Moving ahead with the rezoning for Tractor Supply, the city manager said, also will be good for consumers and will provide local jobs, adding that the empty building vacated by Food Lion is “going to be improved tremendously.”
“We’re trying to promote free enterprise and offer as many opportunities for the local consumer as we can,” he said.
Yormaco-Cornerstone, LLC., a company based in California, has submitted a petition to rezone 8.6 acres at the northwest corner of Willis Hodges Road and South 6th Street from Commercial General to Planned Unit Development, or PUD.
Renovation plans include 25,118 square feet of space inside the building, which is about 62 percent of the available space left vacant by the departure of Food Lion early this year, and an additional fenced display area encompassing 15,000 square feet of space alongside a 3,000-square-foot display area for trailers and equipment close to 6th Street.

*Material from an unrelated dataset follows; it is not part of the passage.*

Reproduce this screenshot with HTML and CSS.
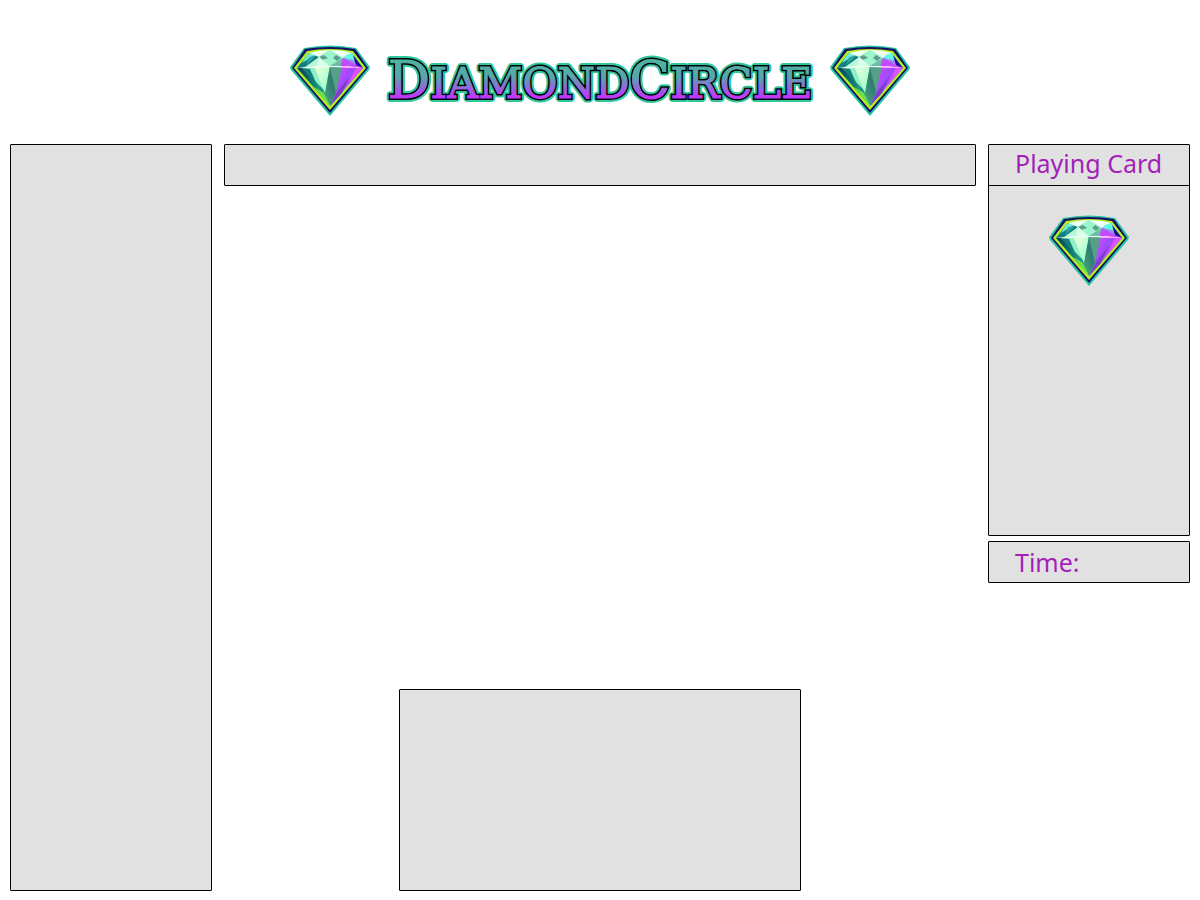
FILE: index.html
```html
<!DOCTYPE html>
<html lang="en">
<head>
<meta charset="utf-8">
<title>DiamondCircle</title>
<link rel="stylesheet" href="styles.css">
</head>
<body>
<svg class="defs" aria-hidden="true">
  <defs>
    <linearGradient id="word-fill" gradientUnits="userSpaceOnUse" x1="0" y1="14" x2="0" y2="57">
      <stop offset="0" stop-color="#4cb3a0"/>
      <stop offset=".42" stop-color="#55a9ab"/>
      <stop offset=".9" stop-color="#c038ff"/>
      <stop offset="1" stop-color="#c038ff"/>
    </linearGradient>
    <linearGradient id="left-face" x1="0" y1="0" x2="1" y2="1">
      <stop offset="0" stop-color="#f4ffe0"/>
      <stop offset="1" stop-color="#8fffc8"/>
    </linearGradient>
    <linearGradient id="mid-face" x1="1" y1="0" x2="0" y2="1">
      <stop offset="0" stop-color="#7cbd9e"/>
      <stop offset=".5" stop-color="#2d7c6e"/>
      <stop offset="1" stop-color="#4ba880"/>
    </linearGradient>
    <linearGradient id="right-face" x1="0" y1="0" x2="1" y2="1">
      <stop offset="0" stop-color="#c945ff"/>
      <stop offset=".5" stop-color="#a64bff"/>
      <stop offset="1" stop-color="#5b2e9c"/>
    </linearGradient>
    <linearGradient id="low-face" x1="0" y1="0" x2="1" y2="1">
      <stop offset="0" stop-color="#0a3c5a"/>
      <stop offset=".5" stop-color="#0f7f78"/>
      <stop offset="1" stop-color="#73ed50"/>
    </linearGradient>
    <symbol id="diamond" viewBox="0 0 80 72">
      <path d="M14 4Q40-1 66 4L80 23L79 26L40 72L1 26L0 23Z" fill="#28c3a1"/>
      <path d="M15 5Q40 1 65 5L78 24L40 69L2 24Z" fill="#160f63"/>
      <path d="M17 7Q40 3 63 7L76 24L40 66L4 24Z" fill="#b1f01d"/>
      <path d="M19 9Q40 5 62 9L73 24L40 62L7 24Z" fill="#5bd3ad"/>
      <path d="M19 9L29 13L22 22L7 24Z" fill="#117f82"/>
      <path d="M19 9L25 11L12 19L15 14Z" fill="#73e9dd"/>
      <path d="M19 13L26 12L16 21Z" fill="#2fa79d"/>
      <path d="M19 9Q29 6 40 6L29 13Z" fill="#ecfff5"/>
      <path d="M40 6L29 13L40 22L53 14Z" fill="#9cf5cc"/>
      <path d="M29 13L34 11L38 14L32 16ZM43 14L46 11L51 14L47 17Z" fill="#5f9e8f"/>
      <path d="M40 6Q53 6 62 9L53 14Z" fill="#ecfff7"/>
      <path d="M62 9L67 17L53 14L56 11Z" fill="#66f7e8"/>
      <path d="M29 13L40 22L15 23Z" fill="#b8f7da"/>
      <path d="M29 13L40 22L27 22Z" fill="#dcffe8"/>
      <path d="M40 22L53 14L51 23Z" fill="#70bca6"/>
      <path d="M53 14L67 19L73 24L50 23Z" fill="#c34bff"/>
      <path d="M53 14L67 17L66 21Z" fill="#9b8cf0"/>
      <path d="M63 11L73 24L66 21Z" fill="#1b0793"/>
      <path d="M7 24L13 23L36 51L40 62Z" fill="url(#low-face)"/>
      <path d="M13 23L22 23L35 49L38 58Z" fill="#229682"/>
      <path d="M12 24L25 23L35 47Z" fill="#8ff0c8"/>
      <path d="M12 24L20 25L28 43Z" fill="#138078"/>
      <path d="M24 22L40 22L35 49Z" fill="url(#left-face)"/>
      <path d="M24 43L34 49L40 62Z" fill="#6fe04c"/>
      <path d="M40 22L35 49L40 62L46 49L52 23Z" fill="url(#mid-face)"/>
      <path d="M40 22L52 23L46 49Z" fill="#579f88"/>
      <path d="M52 23L73 24L40 62L46 49Z" fill="url(#right-face)"/>
      <path d="M66 24L73 24L52 48L60 37Z" fill="#e052ff"/>
      <path d="M58 25L66 24L47 49Z" fill="#9f4cff"/>
      <path d="M60 32L52 49L40 62L47 48Z" fill="#7d3bd0"/>
      <path d="M7 24L24 22L40 22L56 22L73 24L40 23L24 24Z" fill="#e8fff1"/>
      <path d="M52 22L73 24L52 24Z" fill="#ffa1ff"/>
    </symbol>
  </defs>
</svg>

<header class="banner">
  <svg class="gem" aria-hidden="true"><use href="#diamond"/></svg>
  <h1 class="wordmark">
    <svg class="wordmark-art" viewBox="0 0 428 72" role="img" aria-label="DiamondCircle">
      <defs>
        <text id="word" class="word" x="214" y="54" text-anchor="middle"><tspan class="cap">D</tspan>IAMOND<tspan class="cap">C</tspan>IRCLE</text>
      </defs>
      <use href="#word" class="word-glow"/>
      <use href="#word" class="word-edge"/>
      <use href="#word" class="word-face"/>
    </svg>
  </h1>
  <svg class="gem" aria-hidden="true"><use href="#diamond"/></svg>
</header>

<main class="board">
  <aside class="panel"></aside>
  <section class="center">
    <div class="panel bar"></div>
    <div class="panel message"></div>
  </section>
  <aside class="side">
    <section class="panel card">
      <h2 class="label card-title">Playing Card</h2>
      <div class="card-body"><svg class="gem" aria-hidden="true"><use href="#diamond"/></svg></div>
    </section>
    <section class="panel bar"><div class="label">Time:</div></section>
  </aside>
</main>
</body>
</html>
```
FILE: styles.css
```css
* { box-sizing: border-box; }

body {
  margin: 0;
  min-height: 100vh;
  display: flex;
  flex-direction: column;
  background: #fff;
  font-family: "Noto Sans", "Open Sans", sans-serif;
}

.defs { position: absolute; width: 0; height: 0; }

.banner {
  display: flex;
  justify-content: center;
  align-items: center;
  gap: 16px;
  padding: 44px 10px 28px;
}

.gem { display: block; width: 80px; height: 72px; flex: none; }

.wordmark { margin: 0; width: 428px; }
.wordmark-art { display: block; width: 100%; overflow: visible; }

.word {
  font-family: "DejaVu Serif", serif;
  font-weight: 400;
  font-size: 43px;
}
.cap { font-size: 53px; }
.word-glow { fill: #2fc6a0; stroke: #2fc6a0; stroke-width: 8px; stroke-linejoin: round; }
.word-edge { fill: #000; stroke: #000; stroke-width: 4px; }
.word-face { fill: url(#word-fill); stroke: url(#word-fill); stroke-width: 1px; }

.board {
  flex: 1;
  display: grid;
  grid-template-columns: 202px 1fr 202px;
  gap: 12px;
  padding: 0 10px 9px;
}

.panel {
  background: #e1e1e1;
  border: 1px solid #000;
  border-radius: 1px;
}

.center {
  display: flex;
  flex-direction: column;
  justify-content: space-between;
}
.bar { height: 42px; }
.message {
  width: 402px;
  max-width: 100%;
  height: 202px;
  align-self: center;
}

.side { display: flex; flex-direction: column; gap: 5px; }
.card { height: 392px; }
.label {
  margin: 0;
  padding-left: 26px;
  font-size: 25px;
  font-weight: 400;
  line-height: 40px;
  color: #a31fb8;
  white-space: nowrap;
}
.card-title { line-height: 36px; padding-bottom: 4px; border-bottom: 1px solid #000; }
.card-body { display: flex; justify-content: center; padding-top: 28px; }
```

Roger Yarborough, the city’s building and zoning director, said the outdoor display area is what triggered the requirement for a PUD zoning, which is a more flexible type of zoning that gives the city more control over development restrictions. Outside storage areas are not permitted in districts zoned Commercial General.
“A PUD zoning gives the city a lot of say-so in what goes there,” Mayor Gary Dopson said.
City requirements will include an opaque fence 10 feet high to be erected behind the building, where deliveries will be made from Willis Hodges Road, to provide a visual buffer between the store and nearby residences.
New landscaping also is part of the zoning plan, not just in front of Tractor Supply but throughout the shopping center, officials said.
“This is a great opportunity for the city as well as the shopping center. We want to beautify it,” said Chris Weaver, the owner’s agent with Weaver Realty Group in Jacksonville.
Having a major store like Tractor Supply in the shopping center may help attract other tenants in the future, Mr. Yarborough said, adding that in the past few years Weaver Realty has brought Sam’s Crystal River Seafood and Goody’s clothing store to the center.